4. Media outreach and channel customisation
Instead of one‑size‑fits‑all, tailor outreach using insight: journalists who cover dev tools vs business press vs general tech. Use AI suggestions, then personalise. Use social and influencer content to amplify the launch.

5. Monitor, measure, refine
Once the campaign runs, tracking goes beyond “we got coverage.” Use monitoring tools to track sentiment, share of voice, web traffic, and conversion from social/earned media. Regular review, which formats worked, which outlets resonated? Then adjust future planning.

6. Risk readiness
For tech brands, particularly, product issues, security concerns, or competitor moves may trigger surprise PR. Use monitoring to pick up early signals, have a rapid‑response plan aligning social, media, and internal communications. AI can help flag issues early, but human judgment must own the response.

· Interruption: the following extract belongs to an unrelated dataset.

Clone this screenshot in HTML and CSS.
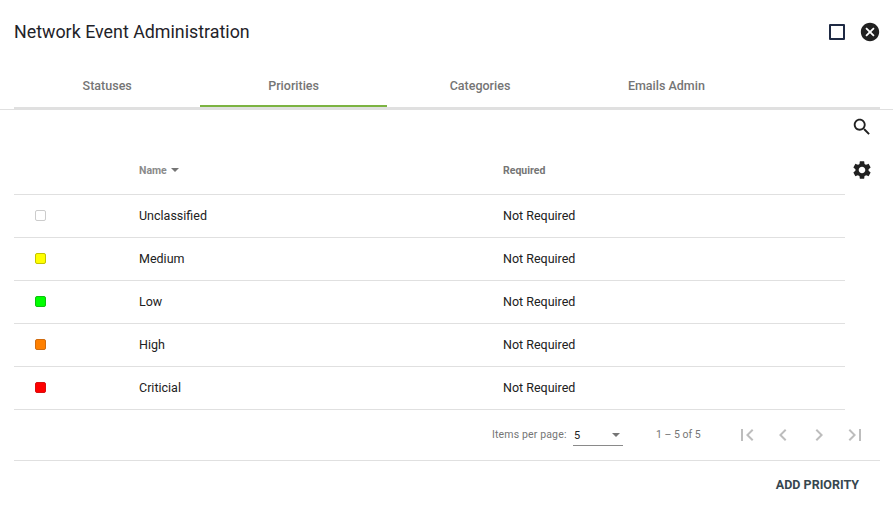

Why This Matters for Tech‑Brands

Tech brands often face two big challenges: complexity and speed. Their products may be deep tech, and their audiences may include developers, investors, and partners. They may pivot faster than many consumer brands. A PR approach that uses AI to monitor, analyse, and respond faster helps address both. For an agency like Factory PR working in this space, success means offering clients agility, insight, and measurement, not just coverage.

Final Thoughts

The role of PR in tech isn’t disappearing; if anything, it is becoming more strategic, more integrated, more data‑informed. AI is not a replacement for human creativity, relationships, and judgment, but it is increasingly an enabler. For tech brands working with firms like Factory PR, the message is: adopt the tools, but keep control of your story. Use AI to support deeper thinking, faster execution, and smarter measurement, so your tech brand doesn’t just make noise, it drives meaningful impact.

The audience isn’t just reading a headline; they are scrolling, signing up, evaluating, and sharing. And they’ll recognise if your narrative is hollow. Use AI to support insight, speed, and scale, but retain the human element that tech audiences trust.